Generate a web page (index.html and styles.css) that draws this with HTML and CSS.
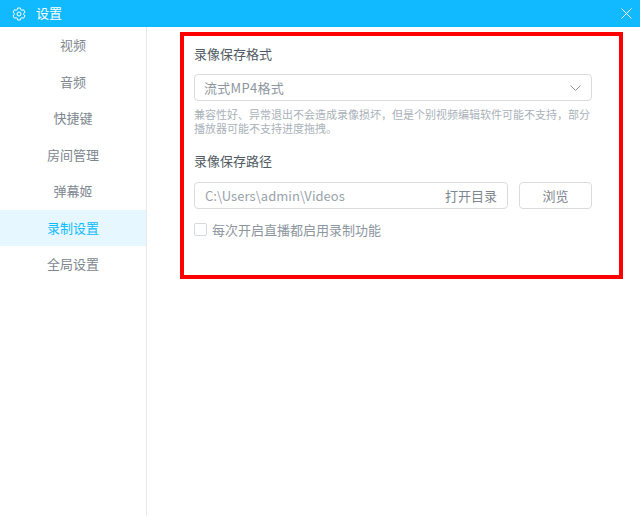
FILE: index.html
```html
<!DOCTYPE html>
<html lang="zh-CN">
<head>
  <meta charset="UTF-8" />
  <title>设置</title>
  <link rel="stylesheet" href="styles.css">
</head>
<body>
  <div class="titlebar">
    <svg class="gear" width="14" height="14" viewBox="0 0 14 14" fill="none" stroke="#fff" stroke-width="1">
      <path d="M5.6 1h2.800l.4 1.700 1.100.6 1.700-.5 1.400 2.400-1.300 1.200v1.200l1.300 1.200-1.400 2.400-1.700-.5-1.100.6-.4 1.700H5.600l-.4-1.700-1.100-.6-1.700.5L1 8.800l1.300-1.200V6.400L1 5.200l1.400-2.400 1.700.5 1.100-.6z" />
      <circle cx="7" cy="7" r="2" />
    </svg>
    <span class="title">设置</span>
    <svg class="close" width="11" height="11" viewBox="0 0 11 11" stroke="#fff" stroke-width="1">
      <path d="M.5.5l10 10M10.500.5l-10 10" />
    </svg>
  </div>

  <div class="main">
    <!-- Left menu -->
    <div class="sidebar">
      <div class="nav-item">视频</div>
      <div class="nav-item">音频</div>
      <div class="nav-item">快捷键</div>
      <div class="nav-item">房间管理</div>
      <div class="nav-item">弹幕姬</div>
      <div class="nav-item active">录制设置</div>
      <div class="nav-item">全局设置</div>
    </div>

    <!-- Recording settings -->
    <div class="content">
      <div class="panel">
        <h3>录像保存格式</h3>
        <div class="field select">
          <span>流式MP4格式</span>
          <svg width="11" height="6" viewBox="0 0 11 6" fill="none" stroke="#8a949c" stroke-width="1">
            <path d="M.5.5l5 5 5-5" />
          </svg>
        </div>
        <p class="hint">兼容性好、异常退出不会造成录像损坏，但是个别视频编辑软件可能不支持，部分播放器可能不支持进度拖拽。</p>

        <h3 class="path-title">录像保存路径</h3>
        <div class="path-row">
          <div class="field path">
            <span class="path-value">C:\Users\admin\Videos</span>
            <span class="open-dir">打开目录</span>
          </div>
          <button class="browse">浏览</button>
        </div>
        <label class="check">
          <span class="box"></span>
          每次开启直播都启用录制功能
        </label>
      </div>
    </div>
  </div>
</body>
</html>
```

FILE: styles.css
```css
* {
  box-sizing: border-box;
}

html, body {
  height: 100%;
}

body {
  margin: 0;
  background: #fff;
  color: #99a2aa;
  font-family: "Noto Sans CJK SC", "Liberation Sans", sans-serif;
  font-size: 13px;
  overflow: hidden;
}

.titlebar {
  display: flex;
  align-items: center;
  height: 27px;
  padding: 0 8px 0 12px;
  background: #11baff;
  color: #fff;
}

.title {
  margin-left: 10px;
  font-size: 13px;
  line-height: 16px;
  height: 17px;
  flex: 1;
}

.main {
  display: flex;
  height: 489px;
}

.sidebar {
  width: 147px;
  border-right: 1px solid #e8eaec;
}

.nav-item {
  height: 36.5px;
  line-height: 36.5px;
  text-align: center;
  color: #7d868e;
}

.nav-item.active {
  background: #e6f7ff;
  color: #11baff;
}

.content {
  flex: 1;
  padding: 5px 17px 0 33px;
}

.panel {
  height: 247px;
  padding: 8px 27px 0 10px;
  border: 4px solid #ff0000;
}

h3 {
  margin: 0;
  height: 22px;
  line-height: 20px;
  font-size: 13px;
  font-weight: 400;
  color: #505a62;
}

.field {
  display: flex;
  align-items: center;
  height: 27px;
  padding: 0 10px 0 9px;
  border: 1px solid #d9dcdf;
  border-radius: 4px;
  background: #fff;
}

.select {
  justify-content: space-between;
  margin-top: 8px;
  color: #8d969e;
}

.select span {
  letter-spacing: 0.3px;
}

.hint {
  margin: 6px 0 0;
  font-size: 11px;
  line-height: 14px;
  color: #a9b2b9;
}

.path-title {
  margin-top: 16px;
}

.path-row {
  display: flex;
  gap: 11px;
  margin-top: 9px;
}

.path {
  flex: 1;
  justify-content: space-between;
  padding-left: 10px;
}

.path-value {
  color: #99a2aa;
  letter-spacing: 0.05px;
}

.open-dir {
  color: #7d868e;
}

.browse {
  width: 73px;
  height: 27px;
  padding: 0;
  border: 1px solid #d9dcdf;
  border-radius: 4px;
  background: #fff;
  color: #7d868e;
  font: inherit;
}

.check {
  display: flex;
  align-items: center;
  gap: 5px;
  margin-top: 11px;
  color: #8d969e;
}

.box {
  width: 13px;
  height: 13px;
  border: 1px solid #d5dade;
  border-radius: 2px;
}
```
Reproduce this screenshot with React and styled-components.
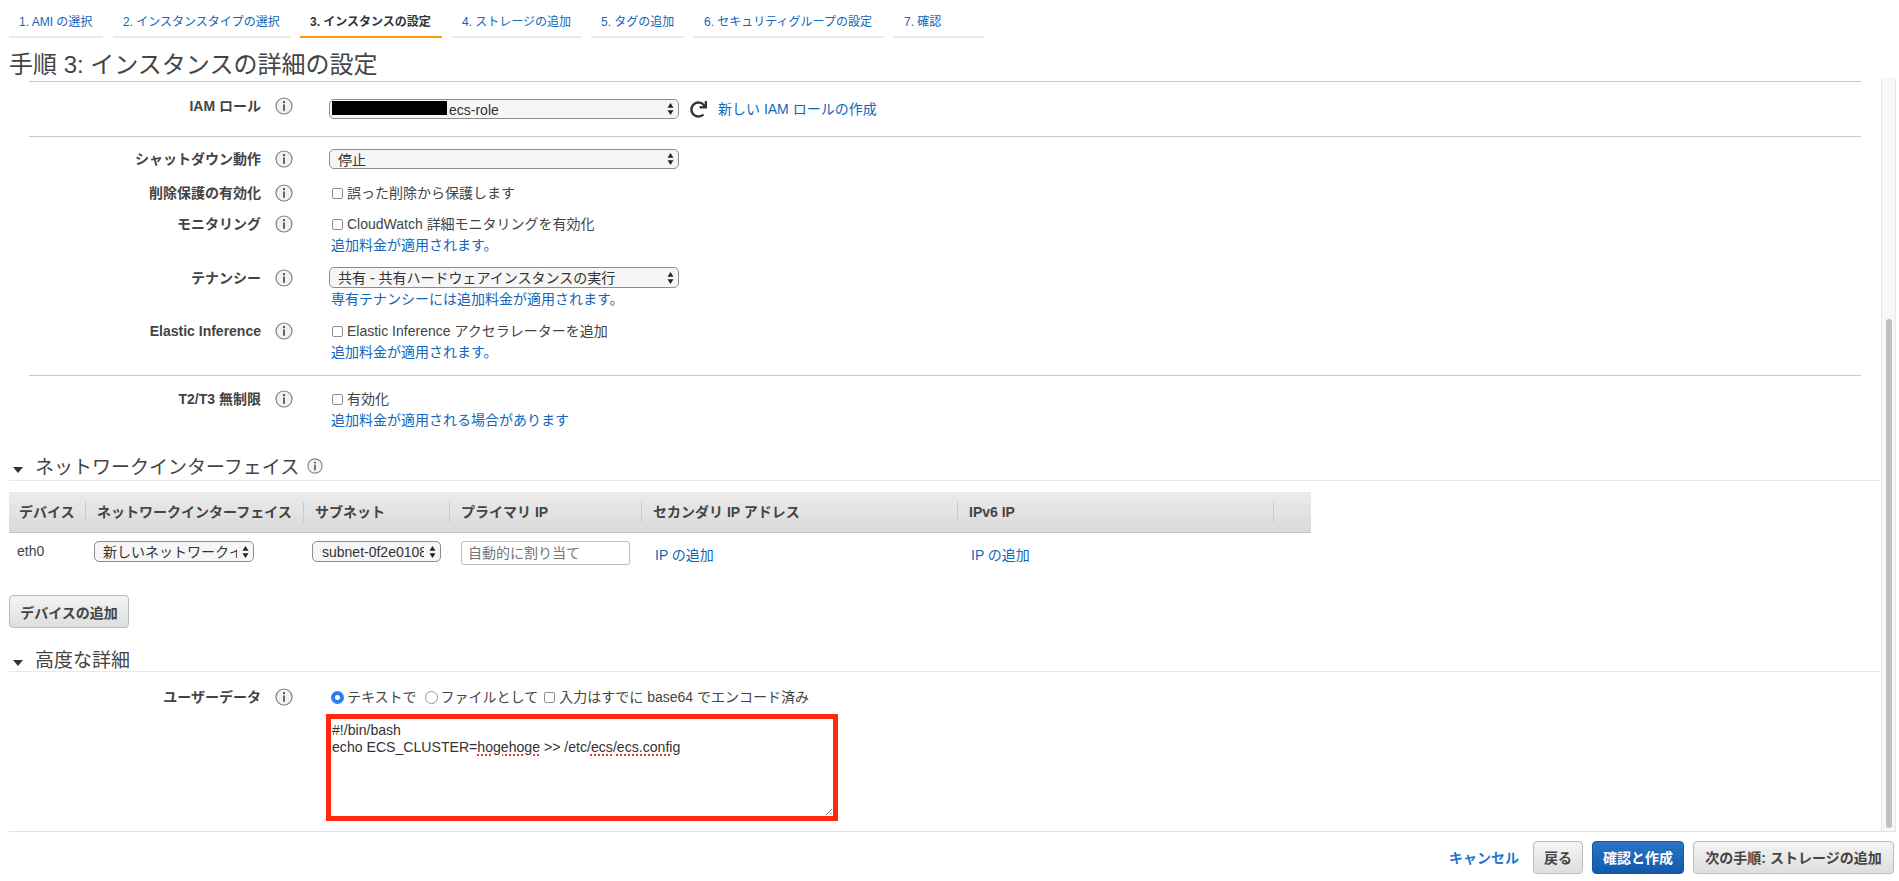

Task directions ::
The data above should be repeated exactly, minus any pictures.

Result for this exercise ::
Generate a web page (index.html and styles.css) that draws this with HTML and CSS.
FILE: index.html
```html
<!DOCTYPE html>
<html lang="zh-CN">
<head>
  <meta charset="UTF-8" />
  <title>设置</title>
  <link rel="stylesheet" href="styles.css">
</head>
<body>
  <div class="titlebar">
    <svg class="gear" width="14" height="14" viewBox="0 0 14 14" fill="none" stroke="#fff" stroke-width="1">
      <path d="M5.6 1h2.800l.4 1.700 1.100.6 1.700-.5 1.400 2.400-1.300 1.200v1.200l1.300 1.200-1.400 2.400-1.700-.5-1.100.6-.4 1.700H5.600l-.4-1.700-1.100-.6-1.700.5L1 8.800l1.300-1.200V6.400L1 5.200l1.400-2.400 1.700.5 1.100-.6z" />
      <circle cx="7" cy="7" r="2" />
    </svg>
    <span class="title">设置</span>
    <svg class="close" width="11" height="11" viewBox="0 0 11 11" stroke="#fff" stroke-width="1">
      <path d="M.5.5l10 10M10.500.5l-10 10" />
    </svg>
  </div>

  <div class="main">
    <!-- Left menu -->
    <div class="sidebar">
      <div class="nav-item">视频</div>
      <div class="nav-item">音频</div>
      <div class="nav-item">快捷键</div>
      <div class="nav-item">房间管理</div>
      <div class="nav-item">弹幕姬</div>
      <div class="nav-item active">录制设置</div>
      <div class="nav-item">全局设置</div>
    </div>

    <!-- Recording settings -->
    <div class="content">
      <div class="panel">
        <h3>录像保存格式</h3>
        <div class="field select">
          <span>流式MP4格式</span>
          <svg width="11" height="6" viewBox="0 0 11 6" fill="none" stroke="#8a949c" stroke-width="1">
            <path d="M.5.5l5 5 5-5" />
          </svg>
        </div>
        <p class="hint">兼容性好、异常退出不会造成录像损坏，但是个别视频编辑软件可能不支持，部分播放器可能不支持进度拖拽。</p>

        <h3 class="path-title">录像保存路径</h3>
        <div class="path-row">
          <div class="field path">
            <span class="path-value">C:\Users\admin\Videos</span>
            <span class="open-dir">打开目录</span>
          </div>
          <button class="browse">浏览</button>
        </div>
        <label class="check">
          <span class="box"></span>
          每次开启直播都启用录制功能
        </label>
      </div>
    </div>
  </div>
</body>
</html>
```

FILE: styles.css
```css
* {
  box-sizing: border-box;
}

html, body {
  height: 100%;
}

body {
  margin: 0;
  background: #fff;
  color: #99a2aa;
  font-family: "Noto Sans CJK SC", "Liberation Sans", sans-serif;
  font-size: 13px;
  overflow: hidden;
}

.titlebar {
  display: flex;
  align-items: center;
  height: 27px;
  padding: 0 8px 0 12px;
  background: #11baff;
  color: #fff;
}

.title {
  margin-left: 10px;
  font-size: 13px;
  line-height: 16px;
  height: 17px;
  flex: 1;
}

.main {
  display: flex;
  height: 489px;
}

.sidebar {
  width: 147px;
  border-right: 1px solid #e8eaec;
}

.nav-item {
  height: 36.5px;
  line-height: 36.5px;
  text-align: center;
  color: #7d868e;
}

.nav-item.active {
  background: #e6f7ff;
  color: #11baff;
}

.content {
  flex: 1;
  padding: 5px 17px 0 33px;
}

.panel {
  height: 247px;
  padding: 8px 27px 0 10px;
  border: 4px solid #ff0000;
}

h3 {
  margin: 0;
  height: 22px;
  line-height: 20px;
  font-size: 13px;
  font-weight: 400;
  color: #505a62;
}

.field {
  display: flex;
  align-items: center;
  height: 27px;
  padding: 0 10px 0 9px;
  border: 1px solid #d9dcdf;
  border-radius: 4px;
  background: #fff;
}

.select {
  justify-content: space-between;
  margin-top: 8px;
  color: #8d969e;
}

.select span {
  letter-spacing: 0.3px;
}

.hint {
  margin: 6px 0 0;
  font-size: 11px;
  line-height: 14px;
  color: #a9b2b9;
}

.path-title {
  margin-top: 16px;
}

.path-row {
  display: flex;
  gap: 11px;
  margin-top: 9px;
}

.path {
  flex: 1;
  justify-content: space-between;
  padding-left: 10px;
}

.path-value {
  color: #99a2aa;
  letter-spacing: 0.05px;
}

.open-dir {
  color: #7d868e;
}

.browse {
  width: 73px;
  height: 27px;
  padding: 0;
  border: 1px solid #d9dcdf;
  border-radius: 4px;
  background: #fff;
  color: #7d868e;
  font: inherit;
}

.check {
  display: flex;
  align-items: center;
  gap: 5px;
  margin-top: 11px;
  color: #8d969e;
}

.box {
  width: 13px;
  height: 13px;
  border: 1px solid #d5dade;
  border-radius: 2px;
}
```
Reproduce this screenshot with React and styled-components.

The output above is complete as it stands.